**REQUIRED WORK:**
Return all lines from the listing below in which the string "index" occurs.

>> Begin EXTRACTED INFORMATION

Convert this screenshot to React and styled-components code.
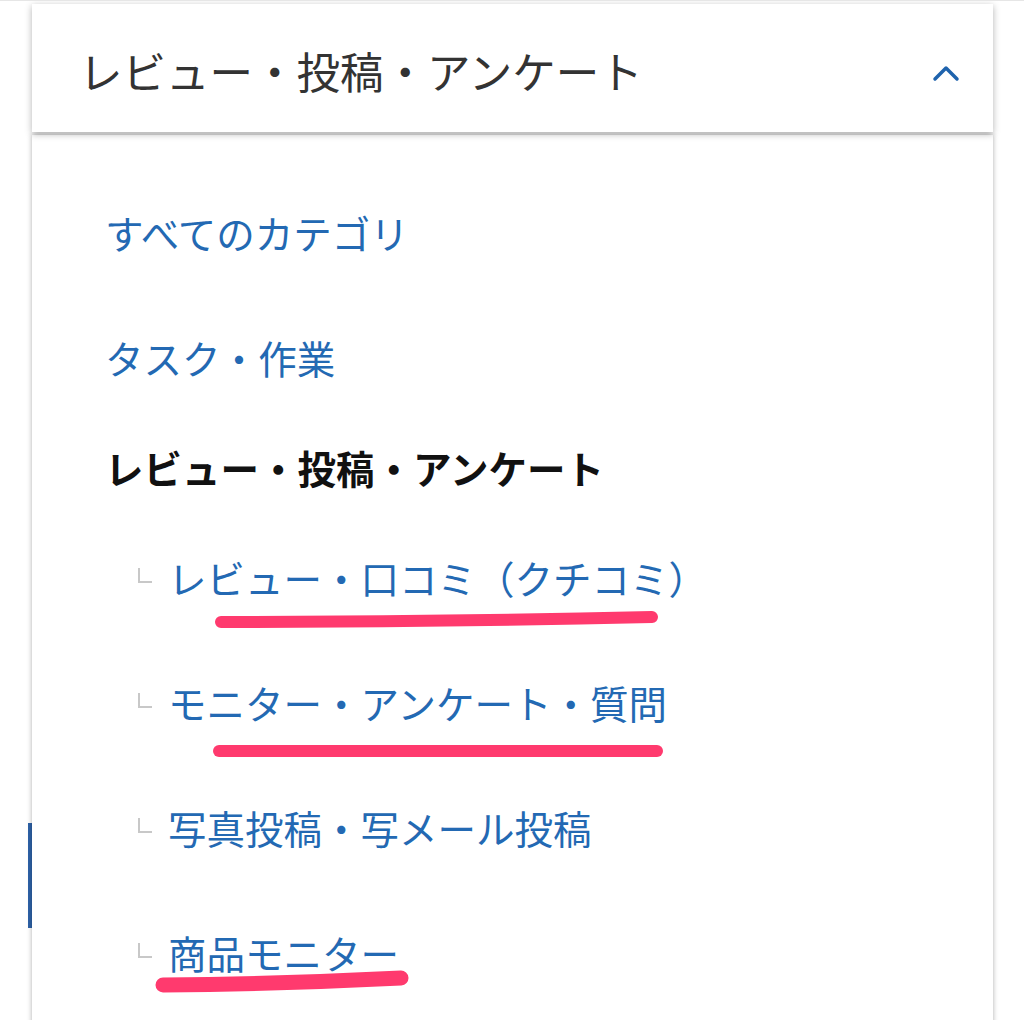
import styled, { createGlobalStyle } from "styled-components";

const GlobalStyle = createGlobalStyle`
	html, body {
		margin: 0;
		padding: 0;
		background: #ffffff;
	}
	body {
		font-family: "Noto Sans CJK JP", "Noto Sans", sans-serif;
	}
`;

const subItems = [
	{ label: "レビュー・口コミ（クチコミ）" },
	{ label: "モニター・アンケート・質問" },
	{ label: "写真投稿・写メール投稿" },
	{ label: "商品モニター" },
];

const App = () => {
	return (
		<Page>
			<GlobalStyle />
			<SideMarker />
			<Header>
				<HeaderTitle>レビュー・投稿・アンケート</HeaderTitle>
				<Chevron width="28" height="18" viewBox="0 0 28 18">
					<polyline points="3,15 14,4 25,15" />
				</Chevron>
			</Header>
			<Panel>
				<LinkRow>すべてのカテゴリ</LinkRow>
				<LinkRow>タスク・作業</LinkRow>
				<HeadingRow>レビュー・投稿・アンケート</HeadingRow>
				{subItems.map((item) => (
					<SubRow key={item.label}>
						<Branch />
						<SubLink>{item.label}</SubLink>
					</SubRow>
				))}
			</Panel>
			<Marks width="1024" height="1020" viewBox="0 0 1024 1020">
				<path d="M221 621 Q440 621 652 616" strokeWidth="12" />
				<path d="M219 750 L657 750" strokeWidth="12" />
				<path d="M163 984 Q280 983 401 977" strokeWidth="15" />
			</Marks>
		</Page>
	);
};

const Page = styled.div`
	position: relative;
	width: 1024px;
	height: 1020px;
	overflow: hidden;
	padding: 3px 31px 0 32px;
	box-sizing: border-box;
	background: #ffffff;
	border-top: 1px solid #e6e6e6;
`;

const SideMarker = styled.div`
	position: absolute;
	left: 28px;
	top: 822px;
	width: 4px;
	height: 105px;
	background: #2e62a8;
`;

const Header = styled.div`
	position: relative;
	z-index: 2;
	height: 128px;
	display: flex;
	align-items: center;
	justify-content: space-between;
	padding: 0 33px 0 47px;
	background: #ffffff;
	box-shadow: 0 2px 7px rgba(0, 0, 0, 0.3);
`;

const HeaderTitle = styled.span`
	font-size: 43.5px;
	line-height: 1;
	color: #333333;
	padding-top: 6px;
`;

const Chevron = styled.svg`
	margin-top: 10px;
	fill: none;
	stroke: #1f63ad;
	stroke-width: 3.5;
	stroke-linecap: round;
	stroke-linejoin: round;
`;

const Panel = styled.div`
	position: relative;
	z-index: 1;
	margin-top: 3px;
	height: 1000px;
	padding: 35px 0 0 73px;
	background: #ffffff;
	box-shadow: 0 0 5px rgba(0, 0, 0, 0.32);
	display: flex;
	flex-direction: column;
`;

const LinkRow = styled.a`
	height: 125px;
	display: flex;
	align-items: center;
	font-size: 38.5px;
	line-height: 1;
	color: #2369b3;
	text-decoration: none;
`;

const HeadingRow = styled.div`
	height: 95px;
	display: flex;
	align-items: center;
	font-size: 38.5px;
	font-weight: 700;
	line-height: 1;
	color: #111111;
`;

const SubRow = styled.div`
	height: 125px;
	display: flex;
	align-items: center;
	gap: 16px;
	padding-left: 33px;
`;

const Branch = styled.span`
	width: 12px;
	height: 13px;
	margin-top: -4px;
	border-left: 2px solid #c8c8c8;
	border-bottom: 2px solid #c8c8c8;
`;

const SubLink = styled.a`
	font-size: 38.5px;
	line-height: 1;
	color: #2369b3;
	text-decoration: none;
`;

const Marks = styled.svg`
	position: absolute;
	left: 0;
	top: 0;
	z-index: 5;
	pointer-events: none;
	fill: none;
	stroke: #ff3a6e;
	stroke-linecap: round;
`;

export default App;
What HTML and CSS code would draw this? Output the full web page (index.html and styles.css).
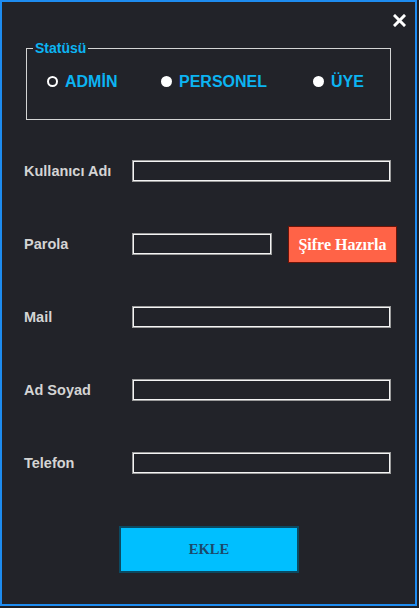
FILE: index.html
```html
<!DOCTYPE html>
<html lang="tr">
<head>
<meta charset="utf-8">
<title>Kullanıcı Ekle</title>
<link rel="stylesheet" href="styles.css">
</head>
<body>
<div class="window">
  <div class="header">
    <button class="close" aria-label="Kapat">
      <svg width="13" height="13" viewBox="0 0 13 13"><path d="M2 2 L11 11 M11 2 L2 11" stroke="#fff" stroke-width="3" stroke-linecap="square"/></svg>
    </button>
  </div>
  <fieldset class="status">
    <legend>Statüsü</legend>
    <div class="radios">
      <label class="radio r-admin"><span class="dot ring"></span>ADMİN</label>
      <label class="radio r-personel"><span class="dot"></span>PERSONEL</label>
      <label class="radio"><span class="dot"></span>ÜYE</label>
    </div>
  </fieldset>
  <div class="form">
    <div class="row"><span class="lbl">Kullanıcı Adı</span><span class="input"></span></div>
    <div class="row"><span class="lbl">Parola</span><span class="input short"></span><button class="gen">Şifre Hazırla</button></div>
    <div class="row"><span class="lbl">Mail</span><span class="input"></span></div>
    <div class="row"><span class="lbl">Ad Soyad</span><span class="input"></span></div>
    <div class="row"><span class="lbl">Telefon</span><span class="input"></span></div>
  </div>
  <div class="actions">
    <button class="add">EKLE</button>
  </div>
</div>
</body>
</html>
```
FILE: styles.css
```css
* { box-sizing: border-box; }
html, body { margin: 0; padding: 0; }
body {
  background: #1d1e23;
  width: 419px;
  height: 608px;
  overflow: hidden;
  font-family: "Liberation Sans", Arial, sans-serif;
}
.window {
  width: 417px;
  height: 606px;
  background: #222329;
  border: 2px solid #1e8cf0;
  display: flex;
  flex-direction: column;
}
.header {
  height: 38px;
  display: flex;
  justify-content: flex-end;
  align-items: flex-start;
  padding: 12px 9px 0 0;
}
.close {
  background: none;
  border: 0;
  padding: 0;
  width: 13px;
  height: 13px;
  display: flex;
  cursor: pointer;
}
.status {
  margin: 0 24px 0 24px;
  padding: 0;
  border: 1px solid #d4d4d4;
  height: 80px;
}
.status legend {
  margin-left: 6px;
  padding: 0 2px;
  color: #0cb4f2;
  font-weight: bold;
  font-size: 14px;
  line-height: 16px;
}
.radios {
  display: flex;
  align-items: center;
  padding: 17px 0 0 20px;
}
.radio {
  display: flex;
  align-items: center;
  gap: 7px;
  color: #0cb4f2;
  font-weight: bold;
  font-size: 16px;
  line-height: 18px;
}
.r-admin { width: 114px; }
.r-personel { width: 152px; }
.dot {
  width: 11px;
  height: 11px;
  border-radius: 50%;
  background: #fff;
  margin-top: -1px;
}
.dot.ring {
  background: transparent;
  border: 2px solid #fff;
}
.form {
  display: flex;
  flex-direction: column;
  gap: 36px;
  margin-top: 32px;
  padding-left: 22px;
}
.row {
  height: 37px;
  display: flex;
  align-items: center;
}
.lbl {
  width: 108px;
  color: #d4d4d4;
  font-weight: bold;
  font-size: 14.5px;
  margin-top: 1px;
}
.input {
  width: 259px;
  height: 22px;
  border: 1px solid #9c9c9c;
  box-shadow: inset 0 0 0 1px #f4f4f4;
  background: #222329;
}
.input.short { width: 140px; }
.gen {
  margin-left: 16px;
  width: 109px;
  height: 37px;
  margin-top: 2px;
  background: #ff6347;
  border: 1px solid #6e1408;
  color: #fff;
  font-family: "Liberation Serif", "Times New Roman", serif;
  font-weight: bold;
  font-size: 16px;
  padding: 0;
}
.actions {
  margin-top: 45px;
  padding-left: 117px;
}
.add {
  width: 180px;
  height: 47px;
  background: #00bfff;
  border: 2px solid #0b4a62;
  color: #1b4a6c;
  font-family: "Liberation Serif", "Times New Roman", serif;
  font-weight: bold;
  font-size: 14.5px;
  padding: 0;
}
```
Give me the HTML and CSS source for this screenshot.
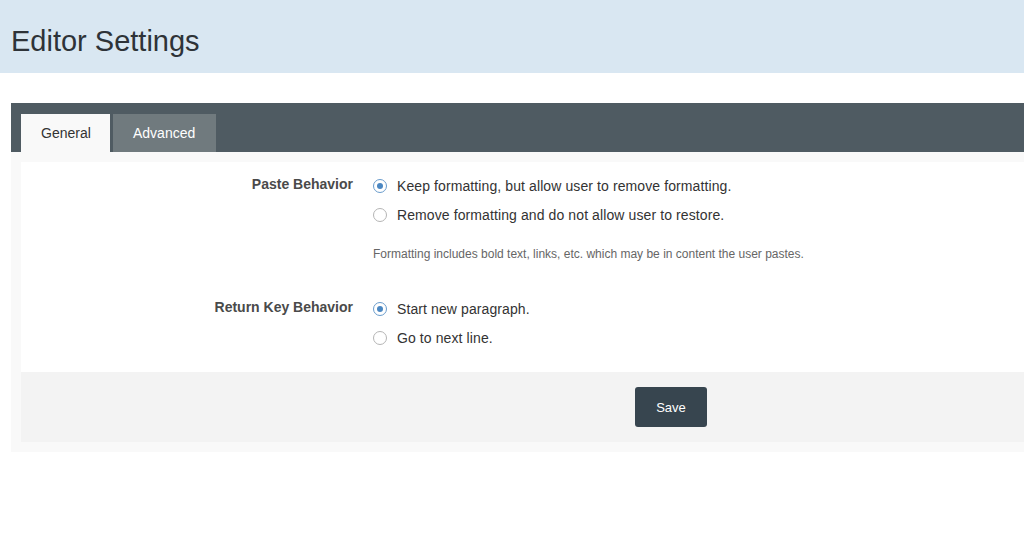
FILE: index.html
```html
<!DOCTYPE html>
<html>
<head>
<meta charset="utf-8">
<link rel="stylesheet" href="styles.css">
</head>
<body>
<header class="page-header">
  <h1 class="page-title">Editor Settings</h1>
</header>
<main class="settings">
  <nav class="tabbar">
    <div class="tab tab-active">General</div>
    <div class="tab tab-inactive">Advanced</div>
  </nav>
  <div class="panel">
    <div class="panel-body">
      <div class="form-row">
        <div class="form-label">Paste Behavior</div>
        <div class="form-field">
          <label class="radio"><span class="radio-mark checked"></span>Keep formatting, but allow user to remove formatting.</label>
          <label class="radio"><span class="radio-mark"></span>Remove formatting and do not allow user to restore.</label>
          <p class="help">Formatting includes bold text, links, etc. which may be in content the user pastes.</p>
        </div>
      </div>
      <div class="form-row row-second">
        <div class="form-label">Return Key Behavior</div>
        <div class="form-field">
          <label class="radio"><span class="radio-mark checked"></span>Start new paragraph.</label>
          <label class="radio"><span class="radio-mark"></span>Go to next line.</label>
        </div>
      </div>
    </div>
    <div class="panel-footer">
      <button class="btn-save">Save</button>
    </div>
  </div>
</main>
</body>
</html>
```
FILE: styles.css
```css
html, body {
  margin: 0;
  padding: 0;
  background: #ffffff;
  font-family: "Liberation Sans", Arial, sans-serif;
  color: #333;
  overflow: hidden;
}
.page-header {
  background: #d9e7f2;
  height: 73px;
  box-sizing: border-box;
  padding: 22px 0 0 11px;
}
.page-title {
  margin: 0;
  font-size: 29px;
  font-weight: normal;
  line-height: 38px;
  color: #2e3338;
}
.settings {
  margin: 30px 0 0 11px;
}
.tabbar {
  background: #4f5b62;
  height: 49px;
  box-sizing: border-box;
  padding: 11px 0 0 10px;
  display: flex;
  gap: 3px;
}
.tab {
  font-size: 14px;
  line-height: 38px;
  padding: 0 20px;
}
.tab-active {
  background: #f9f9f9;
  color: #333;
  width: 89px;
  box-sizing: border-box;
}
.tab-inactive {
  background: #707a7e;
  color: #fff;
  width: 103px;
  box-sizing: border-box;
}
.panel {
  background: #f9f9f9;
  padding: 10px 0 10px 10px;
}
.panel-body {
  background: #fff;
  padding: 9px 0 20px 0;
}
.form-row {
  display: flex;
}
.row-second {
  margin-top: 32px;
}
.form-label {
  width: 332px;
  text-align: right;
  font-size: 14px;
  font-weight: bold;
  line-height: 26px;
  color: #4a4a4a;
}
.form-field {
  margin-left: 20px;
}
.radio {
  display: flex;
  align-items: center;
  height: 29px;
  font-size: 14px;
  letter-spacing: 0.1px;
  color: #333;
}
.radio-mark {
  width: 14px;
  height: 14px;
  box-sizing: border-box;
  border: 1px solid #b5b5b5;
  border-radius: 50%;
  background: #fff;
  margin-right: 10px;
  display: flex;
  align-items: center;
  justify-content: center;
}
.radio-mark.checked {
  border-color: #6a9ccc;
}
.radio-mark.checked::after {
  content: "";
  width: 6px;
  height: 6px;
  border-radius: 50%;
  background: #4a87c2;
}
.help {
  margin: 17px 0 0 0;
  font-size: 12px;
  line-height: 16px;
  color: #666;
}
.panel-footer {
  background: #f3f3f3;
  padding: 15px 0 15px 614px;
}
.btn-save {
  width: 72px;
  height: 40px;
  border: none;
  border-radius: 3px;
  background: #37454f;
  color: #fff;
  font-family: "Liberation Sans", Arial, sans-serif;
  font-size: 13px;
  padding: 0;
  display: block;
}
```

>> End EXTRACTED INFORMATION

**SOLUTION TO THIS EXERCISE:**
	z-index: 2;
	z-index: 1;
	z-index: 5;
What HTML and CSS code would draw this? Output the full web page (index.html and styles.css).
FILE: index.html
FILE: index.html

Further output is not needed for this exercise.